* [Set problem]:
Every line that holds the string "component" is to be identified and copied.

* [Supplied records]:
+--

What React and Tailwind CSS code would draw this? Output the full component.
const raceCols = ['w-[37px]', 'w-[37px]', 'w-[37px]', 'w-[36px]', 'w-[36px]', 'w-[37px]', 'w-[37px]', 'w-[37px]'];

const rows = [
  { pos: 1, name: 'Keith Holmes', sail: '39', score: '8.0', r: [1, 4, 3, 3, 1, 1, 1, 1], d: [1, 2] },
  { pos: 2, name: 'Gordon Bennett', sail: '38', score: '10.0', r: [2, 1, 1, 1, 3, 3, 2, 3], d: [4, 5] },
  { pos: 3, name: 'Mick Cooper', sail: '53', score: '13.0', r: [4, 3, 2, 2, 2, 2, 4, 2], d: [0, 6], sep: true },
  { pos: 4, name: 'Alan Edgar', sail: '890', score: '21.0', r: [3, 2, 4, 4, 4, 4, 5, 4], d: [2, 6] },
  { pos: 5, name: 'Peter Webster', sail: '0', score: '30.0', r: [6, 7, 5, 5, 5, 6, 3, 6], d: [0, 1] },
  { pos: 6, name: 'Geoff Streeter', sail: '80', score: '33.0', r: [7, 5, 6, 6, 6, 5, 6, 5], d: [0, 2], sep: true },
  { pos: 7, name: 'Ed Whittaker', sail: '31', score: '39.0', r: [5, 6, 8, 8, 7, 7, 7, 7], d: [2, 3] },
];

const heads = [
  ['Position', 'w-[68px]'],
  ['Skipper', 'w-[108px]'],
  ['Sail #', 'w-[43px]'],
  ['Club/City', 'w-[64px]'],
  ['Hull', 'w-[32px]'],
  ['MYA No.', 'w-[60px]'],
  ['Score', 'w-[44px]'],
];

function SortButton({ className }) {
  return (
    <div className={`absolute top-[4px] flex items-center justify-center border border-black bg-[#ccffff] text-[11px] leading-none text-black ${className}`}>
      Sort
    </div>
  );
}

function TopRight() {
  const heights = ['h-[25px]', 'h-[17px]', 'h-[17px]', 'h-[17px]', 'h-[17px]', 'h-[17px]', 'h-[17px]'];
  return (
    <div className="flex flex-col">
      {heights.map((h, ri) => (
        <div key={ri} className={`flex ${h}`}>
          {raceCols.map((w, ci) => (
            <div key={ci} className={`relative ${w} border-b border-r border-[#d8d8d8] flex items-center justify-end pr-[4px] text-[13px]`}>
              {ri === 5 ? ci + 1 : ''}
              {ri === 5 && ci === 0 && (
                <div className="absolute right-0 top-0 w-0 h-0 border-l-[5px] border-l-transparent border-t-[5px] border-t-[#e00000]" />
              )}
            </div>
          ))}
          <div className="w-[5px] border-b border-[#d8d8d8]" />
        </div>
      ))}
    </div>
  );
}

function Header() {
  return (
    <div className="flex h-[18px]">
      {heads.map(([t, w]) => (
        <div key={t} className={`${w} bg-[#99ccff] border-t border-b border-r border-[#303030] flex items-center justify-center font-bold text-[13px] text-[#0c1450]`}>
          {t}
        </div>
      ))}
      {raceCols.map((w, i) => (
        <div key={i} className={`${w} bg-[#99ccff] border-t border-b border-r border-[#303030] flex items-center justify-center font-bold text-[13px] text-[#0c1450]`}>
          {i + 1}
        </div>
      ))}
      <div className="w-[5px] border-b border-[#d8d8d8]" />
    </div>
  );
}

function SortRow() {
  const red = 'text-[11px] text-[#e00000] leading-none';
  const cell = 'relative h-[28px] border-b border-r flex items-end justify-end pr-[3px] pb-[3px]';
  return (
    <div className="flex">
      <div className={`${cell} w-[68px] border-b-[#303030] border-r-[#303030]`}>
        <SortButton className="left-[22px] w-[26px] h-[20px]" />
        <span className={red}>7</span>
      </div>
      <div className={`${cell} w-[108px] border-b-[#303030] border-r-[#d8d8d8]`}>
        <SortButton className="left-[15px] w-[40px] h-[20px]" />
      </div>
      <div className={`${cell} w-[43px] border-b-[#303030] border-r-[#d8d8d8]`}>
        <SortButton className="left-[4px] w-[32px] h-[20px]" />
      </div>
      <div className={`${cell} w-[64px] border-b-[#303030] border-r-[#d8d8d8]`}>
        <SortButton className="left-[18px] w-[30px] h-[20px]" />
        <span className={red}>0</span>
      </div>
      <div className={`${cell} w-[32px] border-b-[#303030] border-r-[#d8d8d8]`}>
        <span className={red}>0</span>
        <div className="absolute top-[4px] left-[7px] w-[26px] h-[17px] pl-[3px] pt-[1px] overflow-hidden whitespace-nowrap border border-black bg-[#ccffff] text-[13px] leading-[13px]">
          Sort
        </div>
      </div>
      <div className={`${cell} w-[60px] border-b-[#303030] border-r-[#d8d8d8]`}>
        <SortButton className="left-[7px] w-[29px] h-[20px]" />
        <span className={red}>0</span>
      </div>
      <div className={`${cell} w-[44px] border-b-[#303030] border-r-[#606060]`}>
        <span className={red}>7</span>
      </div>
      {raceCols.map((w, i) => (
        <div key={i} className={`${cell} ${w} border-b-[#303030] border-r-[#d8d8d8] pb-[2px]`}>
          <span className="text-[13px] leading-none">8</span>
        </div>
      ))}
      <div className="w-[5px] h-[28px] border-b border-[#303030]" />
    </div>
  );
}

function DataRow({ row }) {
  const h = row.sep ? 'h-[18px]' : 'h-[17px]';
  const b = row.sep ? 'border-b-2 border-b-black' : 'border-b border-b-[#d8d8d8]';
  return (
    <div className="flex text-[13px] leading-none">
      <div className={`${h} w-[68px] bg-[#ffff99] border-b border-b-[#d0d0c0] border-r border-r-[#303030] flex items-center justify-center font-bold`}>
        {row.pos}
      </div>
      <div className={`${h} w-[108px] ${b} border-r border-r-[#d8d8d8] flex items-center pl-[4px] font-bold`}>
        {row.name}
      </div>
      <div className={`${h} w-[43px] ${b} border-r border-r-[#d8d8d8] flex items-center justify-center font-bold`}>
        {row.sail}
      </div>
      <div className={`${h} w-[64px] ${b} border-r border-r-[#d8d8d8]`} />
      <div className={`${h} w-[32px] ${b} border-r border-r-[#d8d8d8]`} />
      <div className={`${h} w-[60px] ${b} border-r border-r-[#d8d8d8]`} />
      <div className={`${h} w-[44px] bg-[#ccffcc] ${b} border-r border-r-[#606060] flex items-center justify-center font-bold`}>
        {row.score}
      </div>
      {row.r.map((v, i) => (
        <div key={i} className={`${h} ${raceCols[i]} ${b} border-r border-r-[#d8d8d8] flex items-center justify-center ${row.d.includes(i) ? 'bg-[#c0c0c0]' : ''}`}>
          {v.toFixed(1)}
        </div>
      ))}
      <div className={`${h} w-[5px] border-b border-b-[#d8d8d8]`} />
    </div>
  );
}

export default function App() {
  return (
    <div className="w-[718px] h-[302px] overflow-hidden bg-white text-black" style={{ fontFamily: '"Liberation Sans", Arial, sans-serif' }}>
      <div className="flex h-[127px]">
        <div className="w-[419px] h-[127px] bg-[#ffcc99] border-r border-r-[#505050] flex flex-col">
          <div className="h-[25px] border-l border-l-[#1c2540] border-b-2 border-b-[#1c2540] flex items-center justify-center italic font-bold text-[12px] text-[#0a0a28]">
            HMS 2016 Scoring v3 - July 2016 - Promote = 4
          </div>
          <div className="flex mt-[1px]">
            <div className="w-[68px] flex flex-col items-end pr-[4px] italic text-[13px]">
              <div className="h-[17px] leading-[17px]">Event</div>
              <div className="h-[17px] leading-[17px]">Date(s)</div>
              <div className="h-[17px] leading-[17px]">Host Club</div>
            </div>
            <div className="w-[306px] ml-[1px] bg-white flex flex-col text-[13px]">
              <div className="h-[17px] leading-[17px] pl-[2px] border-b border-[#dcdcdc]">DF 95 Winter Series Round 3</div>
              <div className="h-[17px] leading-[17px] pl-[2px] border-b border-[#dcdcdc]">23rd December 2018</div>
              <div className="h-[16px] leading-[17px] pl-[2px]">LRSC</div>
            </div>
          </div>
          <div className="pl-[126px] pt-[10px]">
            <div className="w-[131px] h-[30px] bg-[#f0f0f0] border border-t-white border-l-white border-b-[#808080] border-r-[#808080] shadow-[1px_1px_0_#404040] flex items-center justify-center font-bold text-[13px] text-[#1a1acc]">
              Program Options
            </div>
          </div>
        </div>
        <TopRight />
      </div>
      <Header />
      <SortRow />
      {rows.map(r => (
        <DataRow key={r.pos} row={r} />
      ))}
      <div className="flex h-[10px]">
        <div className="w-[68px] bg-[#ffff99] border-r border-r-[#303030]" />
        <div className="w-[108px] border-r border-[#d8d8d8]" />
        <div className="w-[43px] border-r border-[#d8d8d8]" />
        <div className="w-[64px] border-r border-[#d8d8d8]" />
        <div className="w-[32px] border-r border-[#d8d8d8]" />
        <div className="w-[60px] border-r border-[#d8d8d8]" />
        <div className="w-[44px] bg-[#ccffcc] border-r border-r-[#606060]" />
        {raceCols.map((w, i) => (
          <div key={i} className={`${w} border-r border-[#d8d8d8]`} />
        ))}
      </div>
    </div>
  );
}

+--

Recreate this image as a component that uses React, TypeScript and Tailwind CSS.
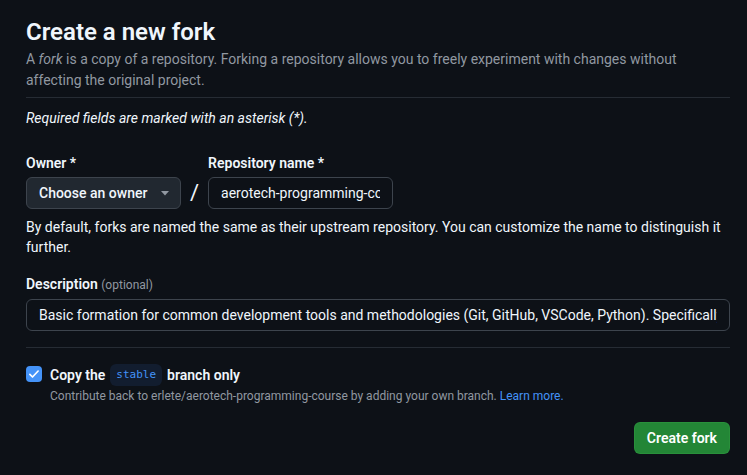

+--

* [Response to the task]:
What React and Tailwind CSS code would draw this? Output the full component.
Recreate this image as a component that uses React, TypeScript and Tailwind CSS.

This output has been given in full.